The early signs are encouraging for Democrats, who need a net gain of 24 House seats and two Senate seats to win majorities in those chambers. The latest Washington Post/ABC News poll asked voters which party's candidate they're likely to support in the fall, and Democrats held a 12-point edge. Some surveys show the race tighter than that, but the trend along gender lines is clear.

Women favored Democrats by 26 points in the poll, 57 to 31 - exactly double the margin Hillary Clinton ran up among female voters in 2016. The shift is fueled almost entirely by white women, who backed Trump by 9 points, 52 to 43, but now favor Democrats by 12 points.

Another measure of female disillusionment with Trump and the Republicans: Gallup reports that in all of its 2017 polls combined, only 33 percent of women viewed the president favorably, compared to 45 percent of men.
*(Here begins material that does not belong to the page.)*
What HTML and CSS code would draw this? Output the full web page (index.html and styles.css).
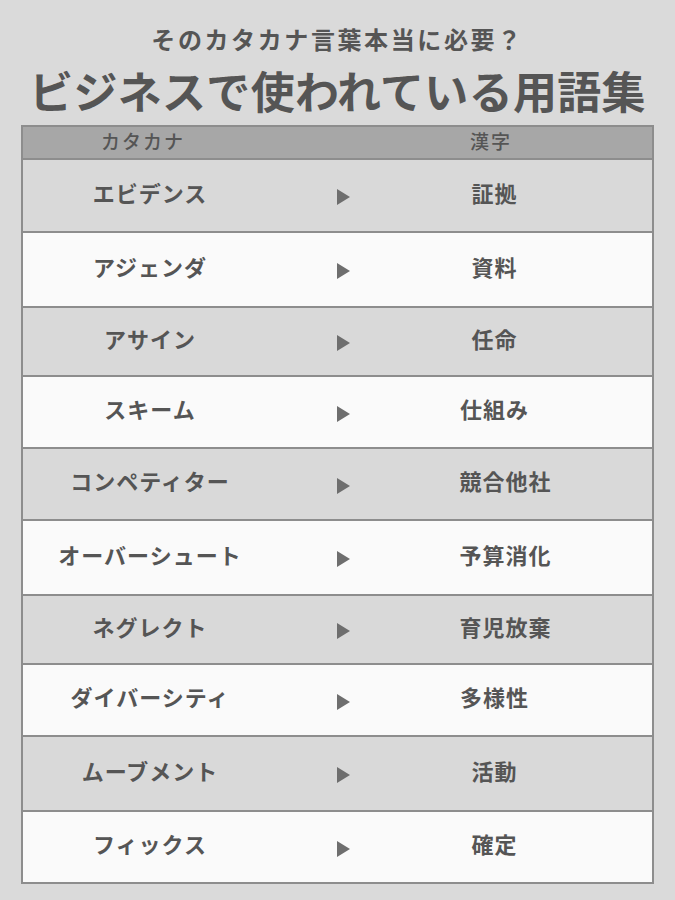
FILE: index.html
```html
<!DOCTYPE html>
<html lang="ja">
<head>
<meta charset="utf-8">
<link rel="stylesheet" href="styles.css">
</head>
<body>
<div class="page">
  <p class="sub">そのカタカナ言葉本当に必要？</p>
  <h1 class="title">ビジネスで使われている用語集</h1>
  <div class="table">
    <div class="head">
      <span class="h-kata">カタカナ</span>
      <span class="h-kanji">漢字</span>
    </div>
    <div class="row gray"><span class="kata">エビデンス</span><span class="arrow"></span><span class="kanji">証拠</span></div>
    <div class="row white"><span class="kata">アジェンダ</span><span class="arrow"></span><span class="kanji">資料</span></div>
    <div class="row gray"><span class="kata">アサイン</span><span class="arrow"></span><span class="kanji">任命</span></div>
    <div class="row white"><span class="kata">スキーム</span><span class="arrow"></span><span class="kanji">仕組み</span></div>
    <div class="row gray"><span class="kata">コンペティター</span><span class="arrow"></span><span class="kanji long">競合他社</span></div>
    <div class="row white"><span class="kata">オーバーシュート</span><span class="arrow"></span><span class="kanji long">予算消化</span></div>
    <div class="row gray"><span class="kata">ネグレクト</span><span class="arrow"></span><span class="kanji long">育児放棄</span></div>
    <div class="row white"><span class="kata">ダイバーシティ</span><span class="arrow"></span><span class="kanji">多様性</span></div>
    <div class="row gray"><span class="kata">ムーブメント</span><span class="arrow"></span><span class="kanji">活動</span></div>
    <div class="row white"><span class="kata">フィックス</span><span class="arrow"></span><span class="kanji">確定</span></div>
  </div>
</div>
</body>
</html>
```

FILE: styles.css
```css
html, body {
  margin: 0;
  padding: 0;
  background: #dadada;
}
body {
  font-family: "Noto Sans CJK JP", "Noto Sans", sans-serif;
  color: #555555;
}
.page {
  width: 675px;
  height: 900px;
  padding-top: 23px;
  box-sizing: border-box;
}
.sub {
  margin: 0;
  text-align: center;
  font-size: 24px;
  line-height: 32px;
  font-weight: 700;
  letter-spacing: 2.6px;
  color: #555;
}
.title {
  margin: 9px 0 0 0;
  text-align: center;
  font-size: 44px;
  line-height: 52px;
  font-weight: 700;
  color: #555;
  letter-spacing: 0.3px;
}
.table {
  margin: 9px 0 0 21px;
  width: 633px;
  box-sizing: border-box;
  border: 2px solid #8d8d8d;
  display: flex;
  flex-direction: column;
}
.head {
  height: 31px;
  background: #a7a7a7;
  display: grid;
  grid-template-columns: 240px 1fr;
  align-items: center;
  font-size: 19px;
  line-height: 24px;
  font-weight: 500;
  color: #555;
  letter-spacing: 2px;
  padding-bottom: 3px;
  box-sizing: border-box;
}
.h-kata {
  text-align: center;
}
.h-kanji {
  padding-left: 207px;
}
.row {
  display: grid;
  grid-template-columns: 268px 108px 1fr;
  align-items: center;
  border-top: 2px solid #8d8d8d;
  box-sizing: border-box;
  height: 73px;
  font-size: 22px;
  line-height: 28px;
  font-weight: 700;
  letter-spacing: 1px;
}
.row:nth-child(3) { height: 75px; }
.row:nth-child(4) { height: 69px; }
.row:nth-child(7) { height: 75px; }
.row:nth-child(8) { height: 69px; }
.row:nth-child(10) { height: 75px; }
.row:nth-child(5), .row:nth-child(6), .row:nth-child(9), .row:nth-child(11) { height: 72px; }
.gray { background: #d9d9d9; }
.white { background: #fafafa; }
.kata {
  text-align: center;
  padding-right: 14px;
  padding-bottom: 8px;
}
.kanji {
  text-align: center;
  padding-right: 62px;
  padding-bottom: 8px;
}
.kanji.long {
  padding-right: 40px;
}
.arrow {
  justify-self: center;
  width: 0;
  height: 0;
  border-top: 8px solid transparent;
  border-bottom: 8px solid transparent;
  border-left: 13px solid #6e6e6e;
  margin-right: 4px;
  margin-top: 3px;
}
```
"Trump's first-year overall job approval rating was the lowest of any U.S. president in Gallup's polling history, and his support among women was particularly low," writes Gallup's Megan Brenan. "During his first year in office, Trump did little to help himself with women."

That's not entirely true. Women vote on many different issues, and good economic news will certainly help Team Trump. But doubts about the president's character and temperament, which dogged him during the election campaign, have not gone away. And those doubts are exemplified by the president's demeaning attitude toward women.

As Brenan writes, "Allegations of past sexual misconduct, including a videotape in which he spoke of women in vulgar terms that erupted in the final weeks of the campaign, continued to follow him."

Trump aggravated his problem by sympathizing with a long string of powerful men who were also accused of "sexual misconduct," from conservative media stars Roger Ailes and Bill O'Reilly to Roy Moore, the Republican Senate candidate in Alabama. Now his defense of staff secretary Rob Porter, accused of domestic violence by two ex-wives, has highlighted the issue - and his woeful lack of judgment.

Republican strategist Katie Packer Beeson tells Time that Trump's actions and statements have "disillusioned many Republican women and caused them to ask themselves whether or not there is a place for them in the 2018 GOP."

Steve Bannon, Trump's former adviser, made a similar point to journalist Joshua Green: "You watch. The time has come. Women are gonna take charge of society. And they couldn't juxtapose a better villain than Trump."

Women are taking charge - not just as voters, but as candidates. According to the Center for American Women and Politics at Rutgers, female office-seekers are breaking all records this year, with 50 running for the Senate and 415 for the House. Most are Democrats, and pollster Celinda Lake, an expert on the women's vote, links the two trends.

"Women candidates help energize women voters," she told Time. "And in close races, you win with women voters."

There's an enormous irony here. The energy and enthusiasm driving women's participation in 2018 was sorely lacking in 2016, when Hillary Clinton ran such a tepid campaign that her crowds kept shrinking during the election season, not growing. But her defeat, combined with Trump's egregious behavior, has clearly ignited a new sense of activism among many women.

Catherine Vaughan, a former field organizer for Clinton in Ohio, started a group called Flippable aimed at state legislative races. "A lot of women I talk to who are mothers were thinking, 'What will I tell my kids in 30 years?'" she said in Time. "Will they be able to say that they did something?"

All this energy won't matter much if women don't listen to Tamika Mallory and actually vote. The complacency that helped sink Clinton is a real danger. As Paulette Rappa, director of a nonprofit that helps prisoners re-enter society, told USA Today: "The real march is on Election Day."